The performances, especially at the top, are excellent. Kirby, who should have been a breakout star after playing Kunta Kinte in the 2016 Roots remake or after his lead role in the Mangrove installment of Small Axe, has Jamaican roots and does solid accent work as well as delivering a confident physical performance in the boxing scenes. Graham is an untethered wolverine as the vicious Sugar, with just enough quiet moments to convey the character’s inner torment. And if you only know Doherty as Princess Anne from the middle cast of The Crown, she’s a tough-talking, proto-feminist delight as the uncouth but chameleonic Mary.
Some of the supporting actors — especially Nelson-Joyce as Sugar’s somewhat more reasonable brother, Darci Shaw as a new Elephant recruit and Adam Nagaitis as a foppish boxing aficianado — help round this busy universe out nicely, though it’s disappointing how many seemingly central characters get forgotten about for long stretches. Lovehall and Morgan Hilaire, as Mary’s right-hand woman, seem like they might have been co-leads in an eight-episode version of the story, but had their roles hacked to near-absence in these rushed six.
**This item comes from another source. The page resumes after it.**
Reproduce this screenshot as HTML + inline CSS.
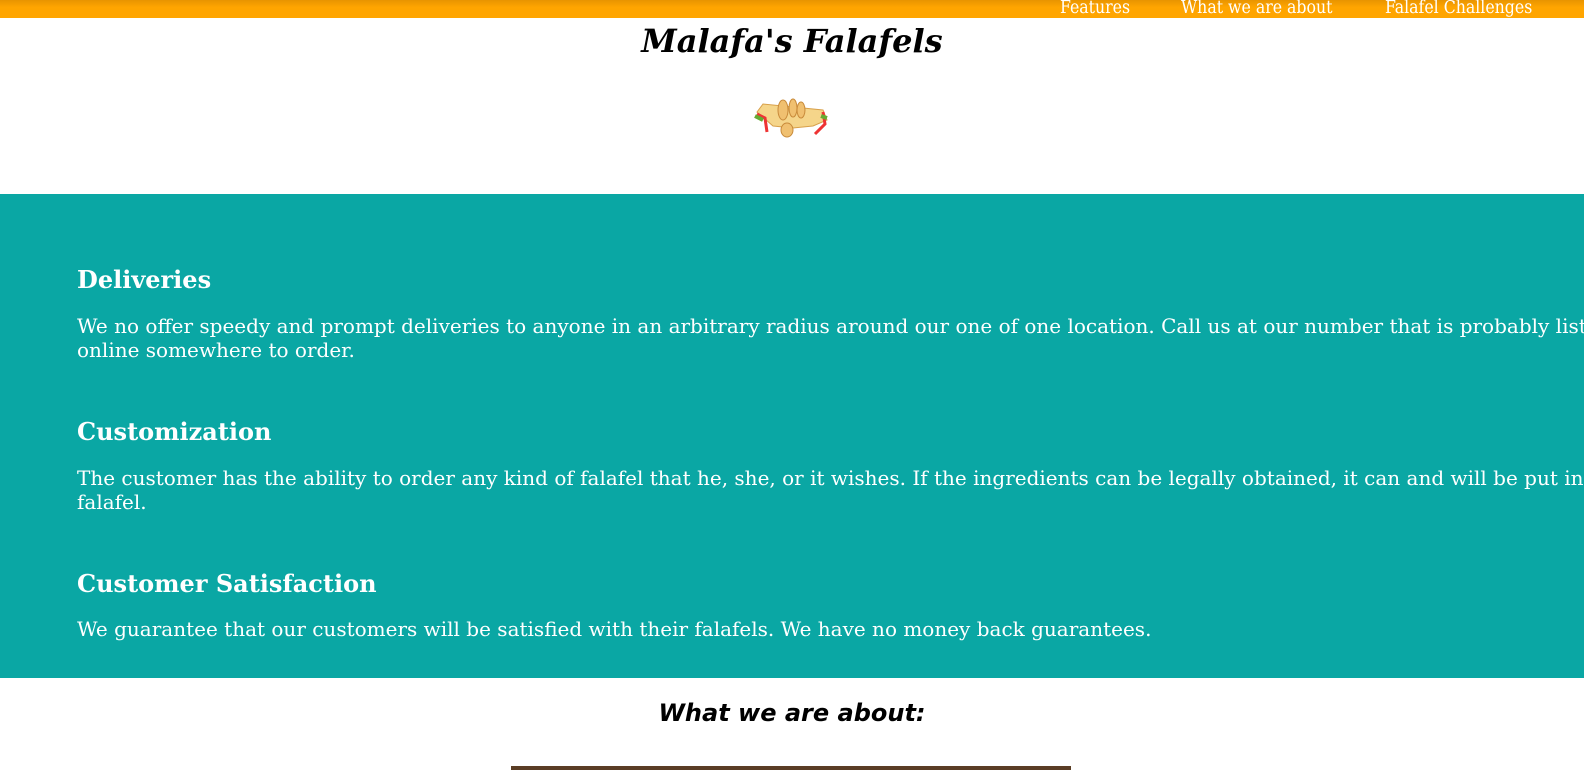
<!DOCTYPE html>
<html><head><style>
body{margin:0;width:1584px;height:770px;overflow:hidden;background:#fff;font-family:"DejaVu Serif",serif;}
.nav{height:18px;background:linear-gradient(#e89400,#ffa500 40%,#ffa500);position:relative}
.nav span{position:absolute;top:-1px;color:#fff;font-family:"DejaVu Serif Condensed","DejaVu Serif",serif;font-size:17.5px;line-height:18px;white-space:nowrap}
h1{margin:0;position:absolute;top:20px;left:0;width:1584px;text-align:center;font-size:32px;font-style:italic;font-weight:bold;line-height:42px}
.img{position:absolute;left:753px;top:82px;width:76px;height:76px}
.sec{position:absolute;top:194px;left:0;width:1584px;height:484px;background:#0aa7a4;color:#fff;overflow:hidden}
.sec h2{position:absolute;left:77px;margin:0;font-size:24px;font-weight:bold;white-space:nowrap}
.sec p{position:absolute;left:77px;margin:0;font-size:20px;line-height:24px;width:1540px}
h3{position:absolute;top:699px;left:0;width:1584px;text-align:center;margin:0;font-family:"DejaVu Sans",sans-serif;font-style:italic;font-weight:bold;font-size:24px}
.bar{position:absolute;left:511px;top:766px;width:560px;height:4px;background:#5a3d25}
</style></head><body>
<div class="nav"><span style="left:1060px">Features</span><span style="left:1181px">What we are about</span><span style="left:1385px">Falafel Challenges</span></div>
<h1>Malafa's Falafels</h1>
<svg class="img" viewBox="0 0 76 76">
<path d="M4 30 L10 22 L70 28 L74 38 L60 44 L40 46 L20 44 Z" fill="#f5d58a" stroke="#d8a04a"/>
<ellipse cx="30" cy="28" rx="5" ry="10" fill="#f0c070" stroke="#c88a3a"/>
<ellipse cx="40" cy="26" rx="4" ry="9" fill="#f0c070" stroke="#c88a3a"/>
<ellipse cx="48" cy="28" rx="4" ry="8" fill="#f0c070" stroke="#c88a3a"/>
<ellipse cx="34" cy="48" rx="6" ry="7" fill="#f0c070" stroke="#c88a3a"/>
<path d="M4 32 L12 36 L14 50" stroke="#e33" stroke-width="3" fill="none"/>
<path d="M70 30 L72 42 L62 52" stroke="#e33" stroke-width="3" fill="none"/>
<path d="M2 34 L10 38" stroke="#6a3" stroke-width="4"/>
<path d="M68 34 L74 36" stroke="#6a3" stroke-width="4"/>
</svg>
<div class="sec">
<h2 style="top:71px">Deliveries</h2>
<p style="top:120px">We no offer speedy and prompt deliveries to anyone in an arbitrary radius around our one of one location. Call us at our number that is probably listed online somewhere to order.</p>
<h2 style="top:223px">Customization</h2>
<p style="top:272px">The customer has the ability to order any kind of falafel that he, she, or it wishes. If the ingredients can be legally obtained, it can and will be put in a falafel.</p>
<h2 style="top:375px">Customer Satisfaction</h2>
<p style="top:423px">We guarantee that our customers will be satisfied with their falafels. We have no money back guarantees.</p>
</div>
<h3>What we are about:</h3>
<div class="bar"></div>
</body></html>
The rushing feels odder because of the teases for the second season (or second half of the first season) that follow the finale — clips that indicate both ample, wild fun on the horizon and suggest that almost everything in these initial episodes could have been allowed to breathe. Knight loves this world — and, in these six episodes, I quickly liked it, wishing to like it even more.